(begin)

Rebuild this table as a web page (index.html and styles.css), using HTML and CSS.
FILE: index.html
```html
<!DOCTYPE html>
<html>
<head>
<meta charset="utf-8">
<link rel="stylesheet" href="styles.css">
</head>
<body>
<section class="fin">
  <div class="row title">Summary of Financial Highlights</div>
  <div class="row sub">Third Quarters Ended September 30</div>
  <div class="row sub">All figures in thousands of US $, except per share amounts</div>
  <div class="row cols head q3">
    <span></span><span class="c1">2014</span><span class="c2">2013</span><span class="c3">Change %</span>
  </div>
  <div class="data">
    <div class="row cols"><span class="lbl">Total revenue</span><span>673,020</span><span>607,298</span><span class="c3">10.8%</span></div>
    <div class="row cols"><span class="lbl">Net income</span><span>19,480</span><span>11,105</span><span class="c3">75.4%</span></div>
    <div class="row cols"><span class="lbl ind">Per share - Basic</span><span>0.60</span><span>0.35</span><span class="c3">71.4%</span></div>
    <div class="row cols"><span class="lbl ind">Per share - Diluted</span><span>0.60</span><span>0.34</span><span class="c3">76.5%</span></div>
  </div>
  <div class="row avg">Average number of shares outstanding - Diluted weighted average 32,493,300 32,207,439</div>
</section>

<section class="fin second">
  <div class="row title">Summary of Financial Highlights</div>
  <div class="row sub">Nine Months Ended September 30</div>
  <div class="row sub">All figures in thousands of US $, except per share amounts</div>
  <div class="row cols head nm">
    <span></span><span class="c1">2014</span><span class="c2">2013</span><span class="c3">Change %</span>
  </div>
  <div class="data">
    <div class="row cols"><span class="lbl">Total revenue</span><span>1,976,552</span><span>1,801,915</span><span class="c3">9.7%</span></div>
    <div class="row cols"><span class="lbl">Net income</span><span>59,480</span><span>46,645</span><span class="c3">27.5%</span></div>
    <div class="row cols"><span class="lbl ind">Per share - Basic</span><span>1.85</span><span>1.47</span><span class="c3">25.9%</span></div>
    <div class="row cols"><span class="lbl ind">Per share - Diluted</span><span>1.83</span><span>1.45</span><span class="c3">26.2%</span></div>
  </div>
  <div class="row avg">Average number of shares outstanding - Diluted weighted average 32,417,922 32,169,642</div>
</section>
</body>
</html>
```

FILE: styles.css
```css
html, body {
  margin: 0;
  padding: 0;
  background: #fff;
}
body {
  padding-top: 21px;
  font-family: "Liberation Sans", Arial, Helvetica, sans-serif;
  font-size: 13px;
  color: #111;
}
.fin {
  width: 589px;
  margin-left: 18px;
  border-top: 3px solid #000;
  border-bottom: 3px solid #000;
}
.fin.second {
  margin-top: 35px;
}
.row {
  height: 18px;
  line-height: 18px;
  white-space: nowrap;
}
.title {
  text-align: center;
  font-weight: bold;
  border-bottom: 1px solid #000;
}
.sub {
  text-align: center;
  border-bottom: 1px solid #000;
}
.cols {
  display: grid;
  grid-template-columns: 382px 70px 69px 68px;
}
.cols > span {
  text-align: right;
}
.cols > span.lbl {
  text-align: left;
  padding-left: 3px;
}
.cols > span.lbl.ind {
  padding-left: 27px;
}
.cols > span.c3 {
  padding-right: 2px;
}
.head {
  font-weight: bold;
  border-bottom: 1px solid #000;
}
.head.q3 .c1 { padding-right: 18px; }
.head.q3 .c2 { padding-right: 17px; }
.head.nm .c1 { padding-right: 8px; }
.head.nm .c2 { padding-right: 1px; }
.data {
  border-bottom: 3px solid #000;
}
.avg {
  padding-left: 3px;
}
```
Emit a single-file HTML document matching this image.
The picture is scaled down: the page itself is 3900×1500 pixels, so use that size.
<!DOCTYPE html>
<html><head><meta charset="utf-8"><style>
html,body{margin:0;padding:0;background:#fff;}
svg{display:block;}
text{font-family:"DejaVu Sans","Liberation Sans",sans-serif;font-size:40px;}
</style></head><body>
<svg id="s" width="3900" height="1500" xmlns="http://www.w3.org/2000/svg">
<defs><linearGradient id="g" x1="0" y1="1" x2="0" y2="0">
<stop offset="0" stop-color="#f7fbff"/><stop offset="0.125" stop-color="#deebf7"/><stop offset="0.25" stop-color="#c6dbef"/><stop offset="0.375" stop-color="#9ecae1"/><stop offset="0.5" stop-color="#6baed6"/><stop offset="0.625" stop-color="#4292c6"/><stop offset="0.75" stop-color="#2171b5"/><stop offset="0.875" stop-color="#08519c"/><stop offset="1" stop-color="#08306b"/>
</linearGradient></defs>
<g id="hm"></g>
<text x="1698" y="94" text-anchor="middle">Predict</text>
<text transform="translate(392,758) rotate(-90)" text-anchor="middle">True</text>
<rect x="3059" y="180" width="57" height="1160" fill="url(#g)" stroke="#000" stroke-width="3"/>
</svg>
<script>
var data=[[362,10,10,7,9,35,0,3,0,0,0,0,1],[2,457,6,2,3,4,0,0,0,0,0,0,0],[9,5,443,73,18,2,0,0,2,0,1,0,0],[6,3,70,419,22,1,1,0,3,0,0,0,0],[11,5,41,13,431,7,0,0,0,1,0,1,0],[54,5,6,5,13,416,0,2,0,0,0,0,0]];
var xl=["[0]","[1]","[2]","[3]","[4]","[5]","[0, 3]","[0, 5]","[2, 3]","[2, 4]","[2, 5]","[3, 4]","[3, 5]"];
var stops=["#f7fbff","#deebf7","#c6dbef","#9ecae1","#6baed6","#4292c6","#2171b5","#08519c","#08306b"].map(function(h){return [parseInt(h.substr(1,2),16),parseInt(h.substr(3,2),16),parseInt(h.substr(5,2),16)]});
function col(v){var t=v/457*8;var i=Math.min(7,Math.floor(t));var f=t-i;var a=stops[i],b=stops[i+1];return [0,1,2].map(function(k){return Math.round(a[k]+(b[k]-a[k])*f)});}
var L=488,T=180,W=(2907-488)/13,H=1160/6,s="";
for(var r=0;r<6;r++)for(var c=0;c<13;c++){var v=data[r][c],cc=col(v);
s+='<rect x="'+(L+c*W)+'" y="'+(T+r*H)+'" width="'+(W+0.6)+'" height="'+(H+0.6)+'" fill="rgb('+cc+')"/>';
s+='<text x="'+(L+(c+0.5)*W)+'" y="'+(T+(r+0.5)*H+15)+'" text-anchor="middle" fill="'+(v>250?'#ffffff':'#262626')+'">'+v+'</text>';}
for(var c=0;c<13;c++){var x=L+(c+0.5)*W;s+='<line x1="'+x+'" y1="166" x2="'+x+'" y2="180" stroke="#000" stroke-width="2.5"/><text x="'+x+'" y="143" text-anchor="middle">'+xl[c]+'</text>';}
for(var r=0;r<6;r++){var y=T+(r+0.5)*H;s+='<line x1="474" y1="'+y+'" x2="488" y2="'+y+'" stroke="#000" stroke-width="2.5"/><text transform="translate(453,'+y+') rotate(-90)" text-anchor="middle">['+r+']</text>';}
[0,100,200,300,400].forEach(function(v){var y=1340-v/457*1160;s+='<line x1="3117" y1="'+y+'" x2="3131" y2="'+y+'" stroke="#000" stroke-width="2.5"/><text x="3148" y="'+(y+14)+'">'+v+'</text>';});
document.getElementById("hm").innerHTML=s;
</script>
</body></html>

(end)

What this task involves:
From the records above, extract each line exactly as shown.

Exercise solution:
Rebuild this table as a web page (index.html and styles.css), using HTML and CSS.
FILE: index.html
```html
<!DOCTYPE html>
<html>
<head>
<meta charset="utf-8">
<link rel="stylesheet" href="styles.css">
</head>
<body>
<section class="fin">
  <div class="row title">Summary of Financial Highlights</div>
  <div class="row sub">Third Quarters Ended September 30</div>
  <div class="row sub">All figures in thousands of US $, except per share amounts</div>
  <div class="row cols head q3">
    <span></span><span class="c1">2014</span><span class="c2">2013</span><span class="c3">Change %</span>
  </div>
  <div class="data">
    <div class="row cols"><span class="lbl">Total revenue</span><span>673,020</span><span>607,298</span><span class="c3">10.8%</span></div>
    <div class="row cols"><span class="lbl">Net income</span><span>19,480</span><span>11,105</span><span class="c3">75.4%</span></div>
    <div class="row cols"><span class="lbl ind">Per share - Basic</span><span>0.60</span><span>0.35</span><span class="c3">71.4%</span></div>
    <div class="row cols"><span class="lbl ind">Per share - Diluted</span><span>0.60</span><span>0.34</span><span class="c3">76.5%</span></div>
  </div>
  <div class="row avg">Average number of shares outstanding - Diluted weighted average 32,493,300 32,207,439</div>
</section>

<section class="fin second">
  <div class="row title">Summary of Financial Highlights</div>
  <div class="row sub">Nine Months Ended September 30</div>
  <div class="row sub">All figures in thousands of US $, except per share amounts</div>
  <div class="row cols head nm">
    <span></span><span class="c1">2014</span><span class="c2">2013</span><span class="c3">Change %</span>
  </div>
  <div class="data">
    <div class="row cols"><span class="lbl">Total revenue</span><span>1,976,552</span><span>1,801,915</span><span class="c3">9.7%</span></div>
    <div class="row cols"><span class="lbl">Net income</span><span>59,480</span><span>46,645</span><span class="c3">27.5%</span></div>
    <div class="row cols"><span class="lbl ind">Per share - Basic</span><span>1.85</span><span>1.47</span><span class="c3">25.9%</span></div>
    <div class="row cols"><span class="lbl ind">Per share - Diluted</span><span>1.83</span><span>1.45</span><span class="c3">26.2%</span></div>
  </div>
  <div class="row avg">Average number of shares outstanding - Diluted weighted average 32,417,922 32,169,642</div>
</section>
</body>
</html>
```

FILE: styles.css
```css
html, body {
  margin: 0;
  padding: 0;
  background: #fff;
}
body {
  padding-top: 21px;
  font-family: "Liberation Sans", Arial, Helvetica, sans-serif;
  font-size: 13px;
  color: #111;
}
.fin {
  width: 589px;
  margin-left: 18px;
  border-top: 3px solid #000;
  border-bottom: 3px solid #000;
}
.fin.second {
  margin-top: 35px;
}
.row {
  height: 18px;
  line-height: 18px;
  white-space: nowrap;
}
.title {
  text-align: center;
  font-weight: bold;
  border-bottom: 1px solid #000;
}
.sub {
  text-align: center;
  border-bottom: 1px solid #000;
}
.cols {
  display: grid;
  grid-template-columns: 382px 70px 69px 68px;
}
.cols > span {
  text-align: right;
}
.cols > span.lbl {
  text-align: left;
  padding-left: 3px;
}
.cols > span.lbl.ind {
  padding-left: 27px;
}
.cols > span.c3 {
  padding-right: 2px;
}
.head {
  font-weight: bold;
  border-bottom: 1px solid #000;
}
.head.q3 .c1 { padding-right: 18px; }
.head.q3 .c2 { padding-right: 17px; }
.head.nm .c1 { padding-right: 8px; }
.head.nm .c2 { padding-right: 1px; }
.data {
  border-bottom: 3px solid #000;
}
.avg {
  padding-left: 3px;
}
```
Emit a single-file HTML document matching this image.
The picture is scaled down: the page itself is 3900×1500 pixels, so use that size.
<!DOCTYPE html>
<html><head><meta charset="utf-8"><style>
html,body{margin:0;padding:0;background:#fff;}
svg{display:block;}
text{font-family:"DejaVu Sans","Liberation Sans",sans-serif;font-size:40px;}
</style></head><body>
<svg id="s" width="3900" height="1500" xmlns="http://www.w3.org/2000/svg">
<defs><linearGradient id="g" x1="0" y1="1" x2="0" y2="0">
<stop offset="0" stop-color="#f7fbff"/><stop offset="0.125" stop-color="#deebf7"/><stop offset="0.25" stop-color="#c6dbef"/><stop offset="0.375" stop-color="#9ecae1"/><stop offset="0.5" stop-color="#6baed6"/><stop offset="0.625" stop-color="#4292c6"/><stop offset="0.75" stop-color="#2171b5"/><stop offset="0.875" stop-color="#08519c"/><stop offset="1" stop-color="#08306b"/>
</linearGradient></defs>
<g id="hm"></g>
<text x="1698" y="94" text-anchor="middle">Predict</text>
<text transform="translate(392,758) rotate(-90)" text-anchor="middle">True</text>
<rect x="3059" y="180" width="57" height="1160" fill="url(#g)" stroke="#000" stroke-width="3"/>
</svg>
<script>
var data=[[362,10,10,7,9,35,0,3,0,0,0,0,1],[2,457,6,2,3,4,0,0,0,0,0,0,0],[9,5,443,73,18,2,0,0,2,0,1,0,0],[6,3,70,419,22,1,1,0,3,0,0,0,0],[11,5,41,13,431,7,0,0,0,1,0,1,0],[54,5,6,5,13,416,0,2,0,0,0,0,0]];
var xl=["[0]","[1]","[2]","[3]","[4]","[5]","[0, 3]","[0, 5]","[2, 3]","[2, 4]","[2, 5]","[3, 4]","[3, 5]"];
var stops=["#f7fbff","#deebf7","#c6dbef","#9ecae1","#6baed6","#4292c6","#2171b5","#08519c","#08306b"].map(function(h){return [parseInt(h.substr(1,2),16),parseInt(h.substr(3,2),16),parseInt(h.substr(5,2),16)]});
function col(v){var t=v/457*8;var i=Math.min(7,Math.floor(t));var f=t-i;var a=stops[i],b=stops[i+1];return [0,1,2].map(function(k){return Math.round(a[k]+(b[k]-a[k])*f)});}
var L=488,T=180,W=(2907-488)/13,H=1160/6,s="";
for(var r=0;r<6;r++)for(var c=0;c<13;c++){var v=data[r][c],cc=col(v);
s+='<rect x="'+(L+c*W)+'" y="'+(T+r*H)+'" width="'+(W+0.6)+'" height="'+(H+0.6)+'" fill="rgb('+cc+')"/>';
s+='<text x="'+(L+(c+0.5)*W)+'" y="'+(T+(r+0.5)*H+15)+'" text-anchor="middle" fill="'+(v>250?'#ffffff':'#262626')+'">'+v+'</text>';}
for(var c=0;c<13;c++){var x=L+(c+0.5)*W;s+='<line x1="'+x+'" y1="166" x2="'+x+'" y2="180" stroke="#000" stroke-width="2.5"/><text x="'+x+'" y="143" text-anchor="middle">'+xl[c]+'</text>';}
for(var r=0;r<6;r++){var y=T+(r+0.5)*H;s+='<line x1="474" y1="'+y+'" x2="488" y2="'+y+'" stroke="#000" stroke-width="2.5"/><text transform="translate(453,'+y+') rotate(-90)" text-anchor="middle">['+r+']</text>';}
[0,100,200,300,400].forEach(function(v){var y=1340-v/457*1160;s+='<line x1="3117" y1="'+y+'" x2="3131" y2="'+y+'" stroke="#000" stroke-width="2.5"/><text x="3148" y="'+(y+14)+'">'+v+'</text>';});
document.getElementById("hm").innerHTML=s;
</script>
</body></html>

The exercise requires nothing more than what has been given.